The initial intent was to have edible prints, but the thermal fusing of colored areas is my current area of focus.

My HP C6602 cartridges still have their original ink, and are a bear to clean out - and probably can never be made 'food safe'.

I have a 'clean' unused CISS system for a Canon i9900, and that will be what I will be using for testing food-safe inks, after I have the basic technology down. The Canon i9900 will replace the current HP C6602 system, with a PC sending a 'page' to it (layer) and the Arduino will fake out its paper presence and position sensors as the i9900 drags along the powder area.

The Canon i9900 was selected (out of my pile of junk) since it has no 'mandatory' mechanical parts below the print head.

Sugar is very cheap and available, and if I can get the binder process right, it should result in a resonably high part strength.

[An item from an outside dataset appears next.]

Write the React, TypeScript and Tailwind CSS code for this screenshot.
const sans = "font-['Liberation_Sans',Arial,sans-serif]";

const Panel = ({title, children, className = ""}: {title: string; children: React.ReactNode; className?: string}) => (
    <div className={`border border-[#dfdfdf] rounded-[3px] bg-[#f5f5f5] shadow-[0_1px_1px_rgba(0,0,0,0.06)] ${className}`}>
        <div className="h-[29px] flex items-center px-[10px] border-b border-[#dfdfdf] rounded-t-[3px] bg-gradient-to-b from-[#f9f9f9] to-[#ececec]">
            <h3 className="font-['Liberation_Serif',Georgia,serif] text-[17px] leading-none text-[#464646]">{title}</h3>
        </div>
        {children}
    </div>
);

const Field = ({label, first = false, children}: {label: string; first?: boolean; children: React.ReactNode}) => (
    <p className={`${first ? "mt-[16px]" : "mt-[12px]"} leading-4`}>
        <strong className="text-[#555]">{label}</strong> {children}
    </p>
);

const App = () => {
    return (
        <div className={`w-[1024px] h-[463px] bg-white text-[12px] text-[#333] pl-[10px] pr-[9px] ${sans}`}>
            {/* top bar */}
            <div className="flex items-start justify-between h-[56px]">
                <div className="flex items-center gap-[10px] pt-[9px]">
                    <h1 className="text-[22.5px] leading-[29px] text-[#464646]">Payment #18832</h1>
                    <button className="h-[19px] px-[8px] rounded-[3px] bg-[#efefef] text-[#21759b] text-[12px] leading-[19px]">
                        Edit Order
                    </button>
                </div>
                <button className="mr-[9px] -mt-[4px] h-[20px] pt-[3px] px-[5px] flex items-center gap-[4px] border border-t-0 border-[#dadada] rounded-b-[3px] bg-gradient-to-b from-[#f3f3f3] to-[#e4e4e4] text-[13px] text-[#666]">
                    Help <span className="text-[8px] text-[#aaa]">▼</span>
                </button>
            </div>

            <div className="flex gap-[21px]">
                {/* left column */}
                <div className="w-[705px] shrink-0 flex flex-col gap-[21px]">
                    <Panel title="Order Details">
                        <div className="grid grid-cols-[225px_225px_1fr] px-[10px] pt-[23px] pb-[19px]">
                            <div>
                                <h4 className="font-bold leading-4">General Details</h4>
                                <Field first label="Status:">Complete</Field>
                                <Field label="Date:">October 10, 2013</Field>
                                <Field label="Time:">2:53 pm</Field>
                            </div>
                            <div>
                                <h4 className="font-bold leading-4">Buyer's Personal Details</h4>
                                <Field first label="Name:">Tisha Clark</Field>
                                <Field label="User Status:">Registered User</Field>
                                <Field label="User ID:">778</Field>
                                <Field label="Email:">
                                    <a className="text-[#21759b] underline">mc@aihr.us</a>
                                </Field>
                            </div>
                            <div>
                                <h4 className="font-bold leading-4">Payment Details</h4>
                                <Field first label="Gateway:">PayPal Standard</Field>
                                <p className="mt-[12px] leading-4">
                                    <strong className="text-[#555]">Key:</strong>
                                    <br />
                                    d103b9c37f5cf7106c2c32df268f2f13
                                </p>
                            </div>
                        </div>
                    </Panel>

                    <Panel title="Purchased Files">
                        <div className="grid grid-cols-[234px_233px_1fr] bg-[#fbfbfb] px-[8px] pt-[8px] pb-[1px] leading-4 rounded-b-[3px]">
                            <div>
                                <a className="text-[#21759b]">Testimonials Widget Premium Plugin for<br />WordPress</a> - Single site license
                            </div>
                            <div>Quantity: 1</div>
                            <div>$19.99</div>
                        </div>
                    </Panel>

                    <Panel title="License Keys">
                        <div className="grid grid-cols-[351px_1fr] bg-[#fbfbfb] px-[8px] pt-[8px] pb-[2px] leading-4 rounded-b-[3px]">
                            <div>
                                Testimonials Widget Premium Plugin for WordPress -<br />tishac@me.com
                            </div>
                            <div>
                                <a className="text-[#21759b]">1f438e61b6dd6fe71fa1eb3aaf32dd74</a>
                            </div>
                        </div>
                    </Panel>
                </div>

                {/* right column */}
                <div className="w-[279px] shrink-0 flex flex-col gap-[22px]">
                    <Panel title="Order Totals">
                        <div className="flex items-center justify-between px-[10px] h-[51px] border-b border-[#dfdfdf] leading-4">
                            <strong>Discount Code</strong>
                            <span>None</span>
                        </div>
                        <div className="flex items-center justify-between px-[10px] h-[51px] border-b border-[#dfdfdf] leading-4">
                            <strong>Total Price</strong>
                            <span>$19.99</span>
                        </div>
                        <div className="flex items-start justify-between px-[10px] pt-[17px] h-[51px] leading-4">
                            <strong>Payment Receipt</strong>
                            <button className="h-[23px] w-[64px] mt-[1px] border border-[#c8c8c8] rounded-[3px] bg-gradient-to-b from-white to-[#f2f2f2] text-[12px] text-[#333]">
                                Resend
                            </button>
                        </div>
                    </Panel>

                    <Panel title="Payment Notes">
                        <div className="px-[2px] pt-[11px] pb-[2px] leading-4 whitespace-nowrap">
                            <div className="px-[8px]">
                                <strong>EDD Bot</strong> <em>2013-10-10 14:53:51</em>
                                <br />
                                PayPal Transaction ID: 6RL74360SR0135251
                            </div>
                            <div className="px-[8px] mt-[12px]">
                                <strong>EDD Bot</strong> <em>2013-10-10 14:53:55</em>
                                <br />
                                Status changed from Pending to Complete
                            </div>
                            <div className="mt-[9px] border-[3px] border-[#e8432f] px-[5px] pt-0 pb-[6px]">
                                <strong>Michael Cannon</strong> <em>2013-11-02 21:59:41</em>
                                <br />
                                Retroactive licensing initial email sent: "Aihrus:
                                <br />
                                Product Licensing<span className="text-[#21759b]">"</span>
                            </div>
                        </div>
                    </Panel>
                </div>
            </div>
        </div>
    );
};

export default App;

For 'permanent' objects, I am considering using a epoxy coating, or maybe a product like Plasti-Dip for direct conversion into a functional object, or using a 'lost sugar' casting technique - put sugar object in plaster or latex cast, let dry, dissolve out sugar, then use mold to make epoxy objects.

What is the binder?

I suppose the sugar is it's own binder, or what?

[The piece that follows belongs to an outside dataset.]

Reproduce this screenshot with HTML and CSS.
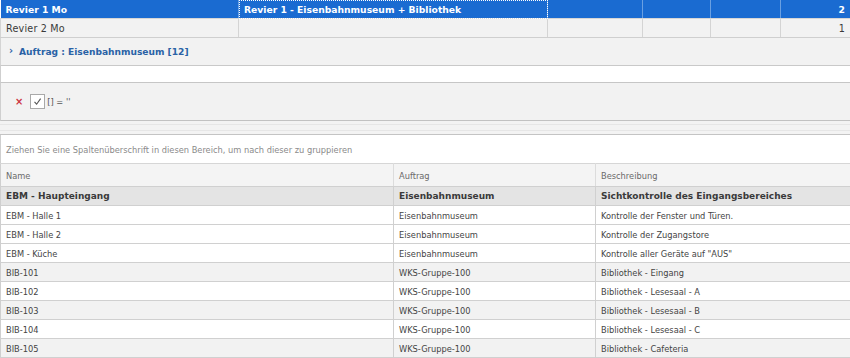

Your "thermal fuzing" sounds like drying?

What's is the printer cart squirting out?

Two part Part 1 in powder Part 2 liquid in cart?

In these material tests, the binder is the sugar itself.

The ink cartridge is only used for pigmenting the sugar. The idea is that the colored sugar will absorb more heat from the halogen fuser lamp, and carmelize before the uncolored white sugar.

I have other recipes to try for non-caramelized applications, where the fuser will only be used to assist in drying the powder + binder, but they require a refilled ink cartridge.

See my my RepRap wiki page for some of my material recipe experiments.

I am currently attempting to empty this cartridge in a productive way, instead of pouring it all down the drain - hence the 'pure sugar + fusing' material tests.

Sugar is cheap, even retail - I can afford to waste it. And a shop vacuum cleaner makes a great portable depowdering system, when you can afford to throw away unused material. (Actually, it all goes into my garden mulcher).

I've updated my [reprap.org] page with my new (v2015.8.23) sheet aluminum layerhead build.

I'm still waiting on the ceramic halogen lamp sockets and I2C thermopile, but in the meantime wanted to show off my 3-hour build.

(Well, it took about 16 hours of measuring and design work in OpenSCAD first, but the actual build only took 3 hours!)

For utlra-light load bearing parts, such as my layerhead, cheap aluminum door signs ($2 USD at an office or hardware supply store) are a great way to make quick parts, using the Stick-It-Cut-It method.

You can cut the stuff with household scissors, and with some knowledge of sheet metal folding techniques, can be made relatively stiff for its thickness (0.010"). And if you screw up - it's cheap. Make another.

Hopefully I won't get too much thermal warp once I turn on the halogen lamp, but if I do I can always rivet on an aluminum flat or two for additional stiffness.